In the 2+2 dialogue 2020 held between the USA and India, the proposal for F/A-18 super hornet block – III for the Indian Navy has been put on the table again. This journey started with an RFI in 2017 for the purchase of 57 carrier-based multirole fighter aircraft. It is believed that F/A-18 and Rafale M are the front runners in the competition.

Currently, India has one aircraft carrier INS Vikramaditya and soon INS Vikrant will be commissioned. The pride of any aircraft carrier is its air wing. Both Vikramaditya and Vikrant can carry 26 fighter jets along with 10 helicopters. Currently Navy has 42 Mig-29 k in two squadrons, one is deployed on Vikramaditya and another on INS Hansa (shore-based facility).

What’s in Mig 29K ?

Mig-29k is a carrier-based swing-role medium-weight twin-engine 4.5 generation fighter aircraft. With the first flight in 1988 and the introduction in the 2010 Indian Navy was the first customer, a combination of 45 Mig-29 K/KUB were purchased and 3 three of them have crashed.

It has been derived from the Mig-29 M family after reinforcement of undercarriage along with other modifications to make it carrier-capable. Two Klimov RD-33MK afterburning turbofan engines (Same as Mig 35) with 88 kN of max thrust can push it to Mach 2+ speeds. It has a max take-off weight of 24,000 kg and a combat radius of 850 km.

The aircraft can carry a payload of 5,500 KG on 8 hardpoints. The combination of 4 Kh-31A/AD or Kh-35U/UE in an antishipping role with Kh-31P/PD in an anti-radiation role can wreck carnage on any fleet. The air to air capability will be significantly boosted with Astra over its existing R77.

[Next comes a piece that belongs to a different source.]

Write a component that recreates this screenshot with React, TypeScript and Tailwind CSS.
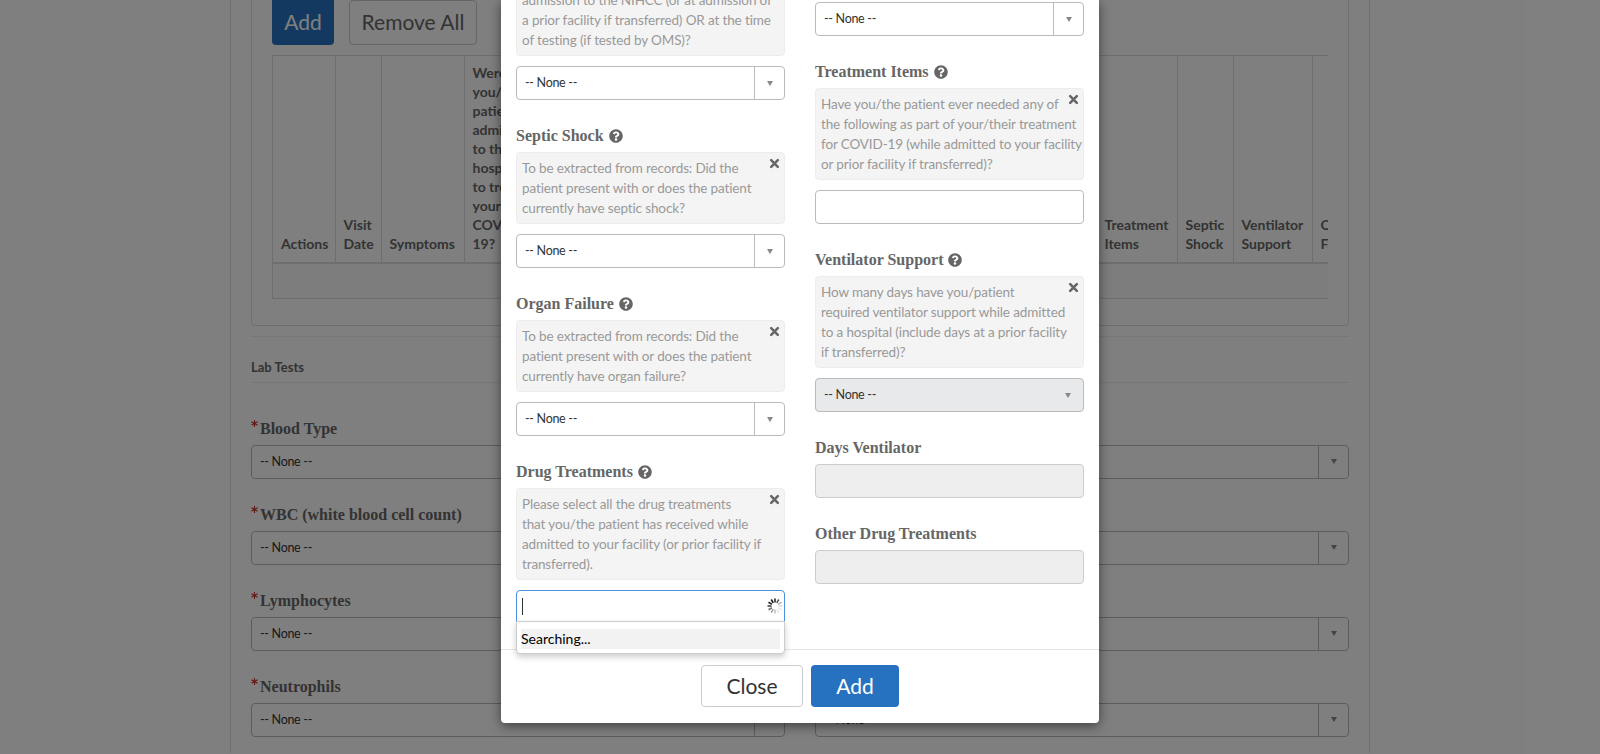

Overall, there is no doubt about its capability but there have been serious concerns about its maintenance.

Maintainability of Mig 29K

The audit in December 2014 revealed that many engines (approx. 60 percent of the stock available at that time) were either withdrawn from service or were rejected due to design-related defects or deficiencies, also the delivery of these engines started around 2010 so they were not old. This was the reason why Migs had to land using single-engine around ten times.

There have been reports of defects in airframe and very poor reliability of the fly-by-wire system as well. All these problems have seriously affected its availability, according to the CAG report of 2016 the availability of Mig-29K is not even 40 percent.

How deep are Navy’s Pocket?

We have discussed the carrier vs submarine in detail. Thus, we believe the IAC 2 is very crucial for the Indian Navy. However, the second Indigenous carrier (INS Vishal) likely may get pushed to later this decade, saving some extra CAPEX allocation with the Indian Navy.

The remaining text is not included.